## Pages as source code
++++++++++++++++++++

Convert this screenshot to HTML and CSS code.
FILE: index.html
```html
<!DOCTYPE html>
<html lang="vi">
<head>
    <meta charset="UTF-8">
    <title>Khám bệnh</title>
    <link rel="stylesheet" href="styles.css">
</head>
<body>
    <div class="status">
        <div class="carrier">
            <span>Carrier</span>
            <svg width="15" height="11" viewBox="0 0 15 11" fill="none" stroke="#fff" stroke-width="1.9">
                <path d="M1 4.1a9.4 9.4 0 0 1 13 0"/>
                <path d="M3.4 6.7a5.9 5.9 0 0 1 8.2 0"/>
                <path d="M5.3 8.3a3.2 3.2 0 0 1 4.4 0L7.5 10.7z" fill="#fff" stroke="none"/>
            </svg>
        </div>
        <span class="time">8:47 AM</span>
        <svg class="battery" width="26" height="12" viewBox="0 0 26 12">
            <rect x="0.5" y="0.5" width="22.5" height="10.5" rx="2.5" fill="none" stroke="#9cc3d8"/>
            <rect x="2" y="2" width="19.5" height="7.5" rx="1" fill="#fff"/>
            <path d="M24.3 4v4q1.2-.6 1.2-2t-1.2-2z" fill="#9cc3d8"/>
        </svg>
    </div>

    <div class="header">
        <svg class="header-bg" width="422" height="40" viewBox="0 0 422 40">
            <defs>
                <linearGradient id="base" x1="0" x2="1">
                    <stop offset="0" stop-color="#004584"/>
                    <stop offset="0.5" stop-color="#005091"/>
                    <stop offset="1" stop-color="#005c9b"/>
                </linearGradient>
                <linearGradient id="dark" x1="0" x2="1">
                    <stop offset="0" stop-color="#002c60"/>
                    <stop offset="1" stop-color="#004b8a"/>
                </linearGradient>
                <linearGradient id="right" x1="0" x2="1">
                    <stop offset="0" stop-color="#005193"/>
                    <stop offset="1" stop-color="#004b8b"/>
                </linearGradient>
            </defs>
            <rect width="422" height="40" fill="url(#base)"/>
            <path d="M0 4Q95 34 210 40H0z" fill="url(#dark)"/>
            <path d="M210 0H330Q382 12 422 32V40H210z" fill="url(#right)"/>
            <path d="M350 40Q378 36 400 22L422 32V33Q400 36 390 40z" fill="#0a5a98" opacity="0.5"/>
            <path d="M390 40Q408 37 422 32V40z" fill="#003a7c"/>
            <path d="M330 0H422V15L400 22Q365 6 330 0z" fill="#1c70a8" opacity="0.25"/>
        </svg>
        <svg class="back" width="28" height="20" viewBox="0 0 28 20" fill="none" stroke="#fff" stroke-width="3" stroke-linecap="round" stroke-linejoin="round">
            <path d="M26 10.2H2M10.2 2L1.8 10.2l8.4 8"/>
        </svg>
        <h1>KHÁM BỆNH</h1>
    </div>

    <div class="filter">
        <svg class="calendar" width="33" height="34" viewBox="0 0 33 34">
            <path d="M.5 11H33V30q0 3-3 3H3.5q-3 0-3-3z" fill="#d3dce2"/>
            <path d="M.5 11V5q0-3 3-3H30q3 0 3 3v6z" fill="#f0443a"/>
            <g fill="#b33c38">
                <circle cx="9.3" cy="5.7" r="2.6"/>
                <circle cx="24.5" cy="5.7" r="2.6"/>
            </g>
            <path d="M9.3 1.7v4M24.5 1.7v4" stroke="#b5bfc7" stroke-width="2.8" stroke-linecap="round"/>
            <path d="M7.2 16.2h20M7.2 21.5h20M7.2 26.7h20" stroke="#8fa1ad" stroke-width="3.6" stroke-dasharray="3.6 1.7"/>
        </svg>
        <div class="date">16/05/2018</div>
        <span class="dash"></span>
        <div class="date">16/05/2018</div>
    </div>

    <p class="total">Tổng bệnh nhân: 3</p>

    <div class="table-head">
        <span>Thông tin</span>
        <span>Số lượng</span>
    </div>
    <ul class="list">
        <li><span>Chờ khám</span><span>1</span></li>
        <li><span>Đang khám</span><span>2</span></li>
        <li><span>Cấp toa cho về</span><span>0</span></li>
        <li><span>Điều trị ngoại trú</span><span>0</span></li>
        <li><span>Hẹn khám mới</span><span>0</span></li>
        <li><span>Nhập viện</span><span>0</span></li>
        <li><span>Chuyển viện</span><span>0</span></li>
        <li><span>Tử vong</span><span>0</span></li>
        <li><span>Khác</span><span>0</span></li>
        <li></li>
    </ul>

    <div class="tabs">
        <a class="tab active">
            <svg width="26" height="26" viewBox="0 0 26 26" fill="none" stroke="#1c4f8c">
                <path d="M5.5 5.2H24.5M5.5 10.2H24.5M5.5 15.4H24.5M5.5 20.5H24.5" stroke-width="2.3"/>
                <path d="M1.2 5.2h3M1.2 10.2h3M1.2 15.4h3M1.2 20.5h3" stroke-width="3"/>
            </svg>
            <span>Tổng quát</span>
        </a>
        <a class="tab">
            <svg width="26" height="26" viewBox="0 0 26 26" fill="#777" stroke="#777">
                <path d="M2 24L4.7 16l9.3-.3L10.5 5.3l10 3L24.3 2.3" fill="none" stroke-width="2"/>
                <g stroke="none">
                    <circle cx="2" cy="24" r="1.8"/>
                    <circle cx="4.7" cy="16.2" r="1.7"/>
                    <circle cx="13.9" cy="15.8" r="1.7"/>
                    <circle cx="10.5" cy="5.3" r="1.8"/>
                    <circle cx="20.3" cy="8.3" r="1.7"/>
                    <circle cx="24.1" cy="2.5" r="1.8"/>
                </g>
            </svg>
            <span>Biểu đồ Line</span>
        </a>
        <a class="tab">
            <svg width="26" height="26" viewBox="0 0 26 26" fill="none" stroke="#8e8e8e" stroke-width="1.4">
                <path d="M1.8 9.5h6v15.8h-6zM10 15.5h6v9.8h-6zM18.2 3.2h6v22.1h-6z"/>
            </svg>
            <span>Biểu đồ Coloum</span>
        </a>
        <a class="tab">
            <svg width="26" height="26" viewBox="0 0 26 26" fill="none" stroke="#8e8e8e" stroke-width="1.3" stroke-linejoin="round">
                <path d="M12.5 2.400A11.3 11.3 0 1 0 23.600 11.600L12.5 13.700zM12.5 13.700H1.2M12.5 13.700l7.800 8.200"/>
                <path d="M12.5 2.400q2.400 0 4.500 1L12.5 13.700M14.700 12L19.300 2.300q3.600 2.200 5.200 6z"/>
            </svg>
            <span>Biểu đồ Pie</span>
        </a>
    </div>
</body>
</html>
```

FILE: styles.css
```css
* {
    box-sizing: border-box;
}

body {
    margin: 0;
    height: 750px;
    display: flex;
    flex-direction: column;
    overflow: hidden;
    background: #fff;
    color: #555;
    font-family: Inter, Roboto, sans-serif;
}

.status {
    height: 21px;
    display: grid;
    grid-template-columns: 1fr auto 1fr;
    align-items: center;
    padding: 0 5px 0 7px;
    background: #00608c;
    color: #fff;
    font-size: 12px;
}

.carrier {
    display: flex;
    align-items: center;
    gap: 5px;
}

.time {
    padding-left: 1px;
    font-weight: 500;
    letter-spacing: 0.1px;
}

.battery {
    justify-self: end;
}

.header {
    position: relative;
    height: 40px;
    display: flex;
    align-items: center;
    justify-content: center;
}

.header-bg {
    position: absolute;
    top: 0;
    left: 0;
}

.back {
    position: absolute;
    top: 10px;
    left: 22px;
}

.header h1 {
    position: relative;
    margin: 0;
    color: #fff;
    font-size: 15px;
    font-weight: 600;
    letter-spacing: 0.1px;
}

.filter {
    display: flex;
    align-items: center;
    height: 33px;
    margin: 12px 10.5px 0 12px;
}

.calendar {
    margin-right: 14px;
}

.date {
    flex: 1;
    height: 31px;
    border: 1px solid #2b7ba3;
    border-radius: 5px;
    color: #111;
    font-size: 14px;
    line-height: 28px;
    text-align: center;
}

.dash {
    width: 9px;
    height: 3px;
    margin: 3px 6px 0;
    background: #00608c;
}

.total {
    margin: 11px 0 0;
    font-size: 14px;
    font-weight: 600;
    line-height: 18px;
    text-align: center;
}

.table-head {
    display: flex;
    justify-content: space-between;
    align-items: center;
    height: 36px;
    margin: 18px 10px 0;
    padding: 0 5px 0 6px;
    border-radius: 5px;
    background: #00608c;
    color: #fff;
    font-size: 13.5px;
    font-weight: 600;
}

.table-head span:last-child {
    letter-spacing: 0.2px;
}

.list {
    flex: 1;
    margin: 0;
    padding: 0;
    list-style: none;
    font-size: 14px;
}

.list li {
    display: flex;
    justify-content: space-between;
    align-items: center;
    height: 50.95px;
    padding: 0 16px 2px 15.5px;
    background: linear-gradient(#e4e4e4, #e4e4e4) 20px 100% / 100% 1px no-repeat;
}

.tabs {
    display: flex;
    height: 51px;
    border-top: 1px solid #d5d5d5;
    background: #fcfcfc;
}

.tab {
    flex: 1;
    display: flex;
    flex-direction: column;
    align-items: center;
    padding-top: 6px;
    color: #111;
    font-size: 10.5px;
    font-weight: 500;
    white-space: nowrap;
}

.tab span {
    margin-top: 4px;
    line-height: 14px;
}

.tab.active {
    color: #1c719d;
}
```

++++++++++++++++++++

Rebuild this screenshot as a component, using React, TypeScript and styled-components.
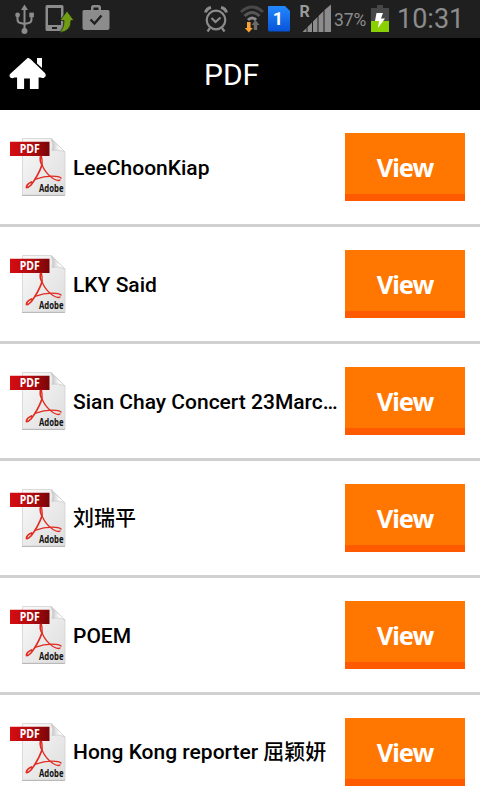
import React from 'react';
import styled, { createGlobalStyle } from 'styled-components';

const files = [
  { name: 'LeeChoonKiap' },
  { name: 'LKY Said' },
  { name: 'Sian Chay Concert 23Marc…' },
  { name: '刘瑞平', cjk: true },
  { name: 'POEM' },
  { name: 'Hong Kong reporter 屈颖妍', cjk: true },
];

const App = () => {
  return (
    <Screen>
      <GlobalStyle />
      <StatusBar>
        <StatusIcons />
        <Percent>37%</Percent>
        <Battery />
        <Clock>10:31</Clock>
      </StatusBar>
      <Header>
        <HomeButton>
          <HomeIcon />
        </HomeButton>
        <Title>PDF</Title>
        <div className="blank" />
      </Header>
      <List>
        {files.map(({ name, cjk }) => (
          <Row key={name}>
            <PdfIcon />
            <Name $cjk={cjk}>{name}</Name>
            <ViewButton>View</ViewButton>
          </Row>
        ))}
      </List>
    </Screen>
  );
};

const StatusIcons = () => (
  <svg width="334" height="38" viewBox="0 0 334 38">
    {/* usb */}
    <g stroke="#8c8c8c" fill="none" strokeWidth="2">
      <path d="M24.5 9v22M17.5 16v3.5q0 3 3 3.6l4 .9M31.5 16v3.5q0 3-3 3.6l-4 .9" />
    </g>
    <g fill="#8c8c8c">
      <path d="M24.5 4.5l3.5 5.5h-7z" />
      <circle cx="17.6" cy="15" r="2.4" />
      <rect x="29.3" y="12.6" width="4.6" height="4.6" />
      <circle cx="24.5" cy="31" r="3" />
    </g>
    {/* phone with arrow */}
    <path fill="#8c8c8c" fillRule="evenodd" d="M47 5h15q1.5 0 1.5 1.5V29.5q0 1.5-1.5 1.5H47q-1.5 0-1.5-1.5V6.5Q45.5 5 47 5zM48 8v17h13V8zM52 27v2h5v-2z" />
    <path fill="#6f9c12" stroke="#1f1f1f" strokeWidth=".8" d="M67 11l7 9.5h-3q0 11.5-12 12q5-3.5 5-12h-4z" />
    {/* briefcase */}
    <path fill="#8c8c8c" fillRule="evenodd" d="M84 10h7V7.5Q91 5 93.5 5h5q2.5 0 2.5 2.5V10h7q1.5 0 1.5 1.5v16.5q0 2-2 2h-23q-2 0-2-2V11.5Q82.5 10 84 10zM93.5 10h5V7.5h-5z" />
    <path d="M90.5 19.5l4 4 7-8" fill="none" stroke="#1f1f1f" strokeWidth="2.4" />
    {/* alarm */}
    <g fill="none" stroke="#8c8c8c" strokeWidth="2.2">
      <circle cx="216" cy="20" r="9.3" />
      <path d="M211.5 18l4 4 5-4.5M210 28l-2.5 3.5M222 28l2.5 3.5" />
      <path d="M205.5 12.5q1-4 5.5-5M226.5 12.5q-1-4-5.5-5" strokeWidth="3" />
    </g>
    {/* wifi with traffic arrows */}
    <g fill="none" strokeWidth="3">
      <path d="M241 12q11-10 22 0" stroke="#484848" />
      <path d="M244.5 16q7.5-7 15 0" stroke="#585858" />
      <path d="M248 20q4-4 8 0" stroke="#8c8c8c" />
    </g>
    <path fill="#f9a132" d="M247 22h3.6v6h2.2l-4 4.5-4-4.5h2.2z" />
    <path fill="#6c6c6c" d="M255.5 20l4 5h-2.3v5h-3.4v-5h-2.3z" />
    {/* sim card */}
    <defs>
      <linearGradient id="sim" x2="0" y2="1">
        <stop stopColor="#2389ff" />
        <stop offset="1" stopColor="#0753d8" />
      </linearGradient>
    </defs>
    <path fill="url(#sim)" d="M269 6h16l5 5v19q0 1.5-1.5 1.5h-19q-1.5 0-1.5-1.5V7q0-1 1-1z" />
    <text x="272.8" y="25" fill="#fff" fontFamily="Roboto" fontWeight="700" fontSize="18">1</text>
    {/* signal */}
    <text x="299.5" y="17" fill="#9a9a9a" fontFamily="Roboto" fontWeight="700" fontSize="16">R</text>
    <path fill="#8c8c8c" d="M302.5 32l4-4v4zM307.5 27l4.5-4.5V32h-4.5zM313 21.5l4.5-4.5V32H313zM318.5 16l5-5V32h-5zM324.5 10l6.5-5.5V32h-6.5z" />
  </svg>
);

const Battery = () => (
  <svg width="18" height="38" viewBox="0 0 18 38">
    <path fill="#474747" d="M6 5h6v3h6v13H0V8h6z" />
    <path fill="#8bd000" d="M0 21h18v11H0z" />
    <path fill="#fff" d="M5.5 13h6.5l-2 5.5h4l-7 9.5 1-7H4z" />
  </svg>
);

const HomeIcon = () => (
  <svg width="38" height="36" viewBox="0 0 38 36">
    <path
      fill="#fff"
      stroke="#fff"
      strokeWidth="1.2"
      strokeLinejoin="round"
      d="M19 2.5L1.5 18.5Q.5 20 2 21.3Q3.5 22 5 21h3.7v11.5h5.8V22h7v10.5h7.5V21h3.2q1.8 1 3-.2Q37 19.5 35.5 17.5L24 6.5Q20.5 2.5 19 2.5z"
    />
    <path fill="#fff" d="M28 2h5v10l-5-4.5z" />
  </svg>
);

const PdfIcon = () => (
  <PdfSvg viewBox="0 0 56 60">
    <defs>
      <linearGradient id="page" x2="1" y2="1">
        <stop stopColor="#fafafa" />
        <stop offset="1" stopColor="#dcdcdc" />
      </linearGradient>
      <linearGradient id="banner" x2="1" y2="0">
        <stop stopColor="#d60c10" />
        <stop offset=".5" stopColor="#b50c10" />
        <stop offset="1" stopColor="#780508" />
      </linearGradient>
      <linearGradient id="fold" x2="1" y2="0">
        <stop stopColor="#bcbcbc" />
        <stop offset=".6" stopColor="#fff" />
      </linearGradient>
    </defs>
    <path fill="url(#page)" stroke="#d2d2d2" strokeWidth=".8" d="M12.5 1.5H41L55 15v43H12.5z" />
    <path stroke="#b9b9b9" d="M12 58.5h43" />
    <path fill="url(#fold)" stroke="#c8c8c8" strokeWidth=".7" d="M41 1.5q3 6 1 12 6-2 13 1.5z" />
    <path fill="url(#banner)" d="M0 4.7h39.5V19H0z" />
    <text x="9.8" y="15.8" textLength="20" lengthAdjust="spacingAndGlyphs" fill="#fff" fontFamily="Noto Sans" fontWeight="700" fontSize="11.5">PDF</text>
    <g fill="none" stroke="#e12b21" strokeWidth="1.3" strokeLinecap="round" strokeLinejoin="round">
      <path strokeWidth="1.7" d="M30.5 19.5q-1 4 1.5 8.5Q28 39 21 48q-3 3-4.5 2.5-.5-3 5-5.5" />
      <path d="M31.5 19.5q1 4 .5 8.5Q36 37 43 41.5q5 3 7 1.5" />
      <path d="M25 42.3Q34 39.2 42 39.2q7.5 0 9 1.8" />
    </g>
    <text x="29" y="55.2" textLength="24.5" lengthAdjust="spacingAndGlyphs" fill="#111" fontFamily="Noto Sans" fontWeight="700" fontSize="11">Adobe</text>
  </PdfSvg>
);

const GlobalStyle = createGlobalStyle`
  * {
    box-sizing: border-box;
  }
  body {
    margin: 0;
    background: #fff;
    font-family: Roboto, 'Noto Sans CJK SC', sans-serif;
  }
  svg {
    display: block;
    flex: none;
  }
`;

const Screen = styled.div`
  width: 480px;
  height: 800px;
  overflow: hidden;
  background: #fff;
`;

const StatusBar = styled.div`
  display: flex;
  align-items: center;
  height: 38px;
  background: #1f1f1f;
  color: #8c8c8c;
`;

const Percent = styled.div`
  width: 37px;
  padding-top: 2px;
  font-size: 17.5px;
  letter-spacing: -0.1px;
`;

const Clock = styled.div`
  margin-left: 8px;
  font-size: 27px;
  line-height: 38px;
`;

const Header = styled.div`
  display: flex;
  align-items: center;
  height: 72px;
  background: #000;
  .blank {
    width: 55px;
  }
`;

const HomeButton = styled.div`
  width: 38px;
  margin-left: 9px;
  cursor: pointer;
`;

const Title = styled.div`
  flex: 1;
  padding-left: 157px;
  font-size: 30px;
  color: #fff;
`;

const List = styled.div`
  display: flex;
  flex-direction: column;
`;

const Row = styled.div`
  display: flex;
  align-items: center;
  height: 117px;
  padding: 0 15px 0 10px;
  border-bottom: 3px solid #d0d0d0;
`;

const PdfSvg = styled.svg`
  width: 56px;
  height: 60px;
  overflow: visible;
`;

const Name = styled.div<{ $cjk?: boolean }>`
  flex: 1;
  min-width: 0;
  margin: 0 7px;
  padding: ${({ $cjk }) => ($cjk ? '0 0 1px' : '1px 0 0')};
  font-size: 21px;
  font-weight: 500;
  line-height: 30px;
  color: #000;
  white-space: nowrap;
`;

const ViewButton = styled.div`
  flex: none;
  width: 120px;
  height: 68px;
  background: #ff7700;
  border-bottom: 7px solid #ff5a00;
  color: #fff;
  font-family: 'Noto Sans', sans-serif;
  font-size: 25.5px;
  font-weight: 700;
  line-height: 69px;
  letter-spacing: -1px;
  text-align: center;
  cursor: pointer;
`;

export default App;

++++++++++++++++++++

## Exercise goal
Locate the lines above that hold the word "screenshot". Show every one of them.

## Full answer
Convert this screenshot to HTML and CSS code.
Rebuild this screenshot as a component, using React, TypeScript and styled-components.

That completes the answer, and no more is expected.